** START OF Data block **
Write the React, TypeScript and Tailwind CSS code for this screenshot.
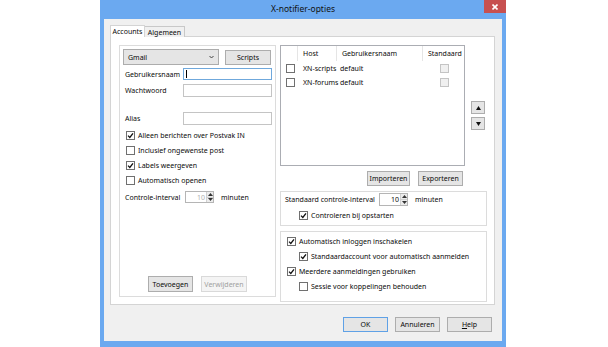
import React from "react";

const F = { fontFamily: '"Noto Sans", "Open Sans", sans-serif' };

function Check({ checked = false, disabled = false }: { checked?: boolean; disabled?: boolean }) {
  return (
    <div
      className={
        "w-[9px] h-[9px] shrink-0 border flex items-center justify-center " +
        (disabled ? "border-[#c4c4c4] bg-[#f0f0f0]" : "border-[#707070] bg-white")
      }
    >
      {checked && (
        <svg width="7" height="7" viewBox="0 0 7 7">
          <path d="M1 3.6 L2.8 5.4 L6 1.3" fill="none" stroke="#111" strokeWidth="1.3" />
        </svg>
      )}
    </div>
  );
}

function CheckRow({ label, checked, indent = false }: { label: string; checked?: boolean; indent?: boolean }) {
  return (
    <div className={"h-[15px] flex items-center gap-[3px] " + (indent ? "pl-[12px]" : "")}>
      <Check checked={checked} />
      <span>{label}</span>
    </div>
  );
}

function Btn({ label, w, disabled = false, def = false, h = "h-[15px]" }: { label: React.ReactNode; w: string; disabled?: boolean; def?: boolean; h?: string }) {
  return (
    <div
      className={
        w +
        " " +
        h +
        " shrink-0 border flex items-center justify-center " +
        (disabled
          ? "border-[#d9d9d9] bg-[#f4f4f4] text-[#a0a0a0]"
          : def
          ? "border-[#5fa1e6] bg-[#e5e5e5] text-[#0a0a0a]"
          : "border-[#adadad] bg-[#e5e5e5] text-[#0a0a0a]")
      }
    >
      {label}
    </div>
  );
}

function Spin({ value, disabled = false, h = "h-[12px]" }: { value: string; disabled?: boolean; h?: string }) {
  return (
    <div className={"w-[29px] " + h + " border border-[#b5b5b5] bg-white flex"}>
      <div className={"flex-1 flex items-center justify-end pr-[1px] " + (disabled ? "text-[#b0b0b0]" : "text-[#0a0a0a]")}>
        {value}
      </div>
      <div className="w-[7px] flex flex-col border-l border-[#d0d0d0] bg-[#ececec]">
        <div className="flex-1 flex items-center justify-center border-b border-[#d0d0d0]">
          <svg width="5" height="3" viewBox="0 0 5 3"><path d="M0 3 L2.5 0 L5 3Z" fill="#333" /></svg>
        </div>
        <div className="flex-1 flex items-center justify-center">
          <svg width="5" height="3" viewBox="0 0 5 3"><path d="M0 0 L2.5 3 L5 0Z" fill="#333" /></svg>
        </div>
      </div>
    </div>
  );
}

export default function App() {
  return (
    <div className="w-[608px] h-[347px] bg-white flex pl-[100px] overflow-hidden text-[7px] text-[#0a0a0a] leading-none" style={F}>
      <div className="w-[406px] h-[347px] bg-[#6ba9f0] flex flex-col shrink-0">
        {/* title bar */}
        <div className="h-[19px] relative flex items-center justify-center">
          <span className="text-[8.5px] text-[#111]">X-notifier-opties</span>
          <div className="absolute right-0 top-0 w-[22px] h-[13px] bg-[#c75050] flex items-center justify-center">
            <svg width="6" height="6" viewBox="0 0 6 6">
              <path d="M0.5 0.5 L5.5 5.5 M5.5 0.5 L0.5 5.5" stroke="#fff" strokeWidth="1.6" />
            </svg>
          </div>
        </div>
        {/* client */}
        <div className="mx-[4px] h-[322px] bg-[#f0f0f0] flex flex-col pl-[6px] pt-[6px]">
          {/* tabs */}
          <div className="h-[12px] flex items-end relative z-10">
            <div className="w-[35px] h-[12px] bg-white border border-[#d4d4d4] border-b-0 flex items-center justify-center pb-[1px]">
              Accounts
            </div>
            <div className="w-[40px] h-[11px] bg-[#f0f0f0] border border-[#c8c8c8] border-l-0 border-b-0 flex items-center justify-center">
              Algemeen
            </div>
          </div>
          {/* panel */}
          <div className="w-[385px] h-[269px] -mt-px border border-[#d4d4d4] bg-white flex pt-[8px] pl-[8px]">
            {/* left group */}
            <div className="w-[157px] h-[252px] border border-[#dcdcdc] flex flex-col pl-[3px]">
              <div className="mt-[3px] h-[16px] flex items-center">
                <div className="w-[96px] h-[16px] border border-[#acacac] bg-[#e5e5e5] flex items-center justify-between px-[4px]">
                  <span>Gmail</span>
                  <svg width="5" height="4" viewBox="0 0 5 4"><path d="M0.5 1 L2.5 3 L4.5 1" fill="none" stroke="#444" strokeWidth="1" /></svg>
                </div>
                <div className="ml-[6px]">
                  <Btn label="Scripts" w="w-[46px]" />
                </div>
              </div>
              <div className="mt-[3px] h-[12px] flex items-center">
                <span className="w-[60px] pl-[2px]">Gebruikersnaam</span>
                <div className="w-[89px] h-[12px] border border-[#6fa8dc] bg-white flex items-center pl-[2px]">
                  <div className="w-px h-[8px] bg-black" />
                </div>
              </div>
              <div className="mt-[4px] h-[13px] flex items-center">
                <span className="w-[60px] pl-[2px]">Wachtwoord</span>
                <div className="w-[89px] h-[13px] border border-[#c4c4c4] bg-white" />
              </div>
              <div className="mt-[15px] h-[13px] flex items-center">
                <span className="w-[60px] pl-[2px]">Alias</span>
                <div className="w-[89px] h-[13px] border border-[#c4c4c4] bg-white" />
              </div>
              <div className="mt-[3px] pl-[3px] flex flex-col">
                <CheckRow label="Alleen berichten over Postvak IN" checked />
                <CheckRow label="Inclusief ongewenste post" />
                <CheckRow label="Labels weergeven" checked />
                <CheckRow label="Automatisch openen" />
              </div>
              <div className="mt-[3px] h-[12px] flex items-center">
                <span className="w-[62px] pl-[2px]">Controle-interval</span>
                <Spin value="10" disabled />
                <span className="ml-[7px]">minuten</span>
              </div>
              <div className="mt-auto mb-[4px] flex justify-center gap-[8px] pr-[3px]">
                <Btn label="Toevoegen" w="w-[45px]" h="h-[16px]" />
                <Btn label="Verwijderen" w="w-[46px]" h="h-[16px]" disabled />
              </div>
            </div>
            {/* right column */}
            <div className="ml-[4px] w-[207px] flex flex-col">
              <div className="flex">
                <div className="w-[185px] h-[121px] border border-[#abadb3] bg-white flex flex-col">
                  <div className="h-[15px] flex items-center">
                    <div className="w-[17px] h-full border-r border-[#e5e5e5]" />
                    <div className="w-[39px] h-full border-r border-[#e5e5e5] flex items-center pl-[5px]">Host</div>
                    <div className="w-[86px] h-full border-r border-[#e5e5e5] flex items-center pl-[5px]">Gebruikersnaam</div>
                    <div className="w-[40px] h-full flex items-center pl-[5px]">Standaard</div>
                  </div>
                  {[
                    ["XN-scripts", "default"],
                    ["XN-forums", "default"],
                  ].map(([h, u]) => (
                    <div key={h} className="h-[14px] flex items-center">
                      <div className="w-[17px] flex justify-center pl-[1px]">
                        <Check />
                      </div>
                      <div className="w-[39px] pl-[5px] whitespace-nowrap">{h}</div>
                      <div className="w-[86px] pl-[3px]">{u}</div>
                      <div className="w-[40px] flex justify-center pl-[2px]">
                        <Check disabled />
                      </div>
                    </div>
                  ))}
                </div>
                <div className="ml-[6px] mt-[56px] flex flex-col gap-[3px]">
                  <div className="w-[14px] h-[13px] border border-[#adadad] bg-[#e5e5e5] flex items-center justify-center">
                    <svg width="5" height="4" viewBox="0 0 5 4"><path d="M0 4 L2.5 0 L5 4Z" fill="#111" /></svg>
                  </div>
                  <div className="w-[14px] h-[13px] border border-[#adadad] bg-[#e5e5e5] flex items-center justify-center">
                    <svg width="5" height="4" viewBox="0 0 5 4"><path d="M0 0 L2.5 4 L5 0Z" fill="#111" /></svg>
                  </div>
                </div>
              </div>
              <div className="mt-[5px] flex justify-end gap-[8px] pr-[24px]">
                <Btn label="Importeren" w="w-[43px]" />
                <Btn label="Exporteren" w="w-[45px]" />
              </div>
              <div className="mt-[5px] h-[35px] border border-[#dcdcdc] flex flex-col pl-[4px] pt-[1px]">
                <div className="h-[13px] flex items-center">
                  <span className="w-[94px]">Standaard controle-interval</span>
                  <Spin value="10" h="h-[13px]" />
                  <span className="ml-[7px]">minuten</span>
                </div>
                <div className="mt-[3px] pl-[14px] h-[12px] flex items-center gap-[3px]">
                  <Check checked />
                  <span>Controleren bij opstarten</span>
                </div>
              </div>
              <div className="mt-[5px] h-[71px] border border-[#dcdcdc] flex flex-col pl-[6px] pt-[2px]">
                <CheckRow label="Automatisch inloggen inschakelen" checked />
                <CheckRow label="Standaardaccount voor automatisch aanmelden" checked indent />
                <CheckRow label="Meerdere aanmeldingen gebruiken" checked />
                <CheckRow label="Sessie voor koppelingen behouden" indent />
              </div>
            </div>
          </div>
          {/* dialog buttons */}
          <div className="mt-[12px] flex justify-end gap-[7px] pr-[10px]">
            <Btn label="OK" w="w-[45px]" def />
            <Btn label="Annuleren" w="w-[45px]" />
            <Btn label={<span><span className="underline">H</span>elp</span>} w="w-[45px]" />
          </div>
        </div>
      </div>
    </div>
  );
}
** END OF Data block **
Return only the number of lines in the data that contain "React".

Written solution:
3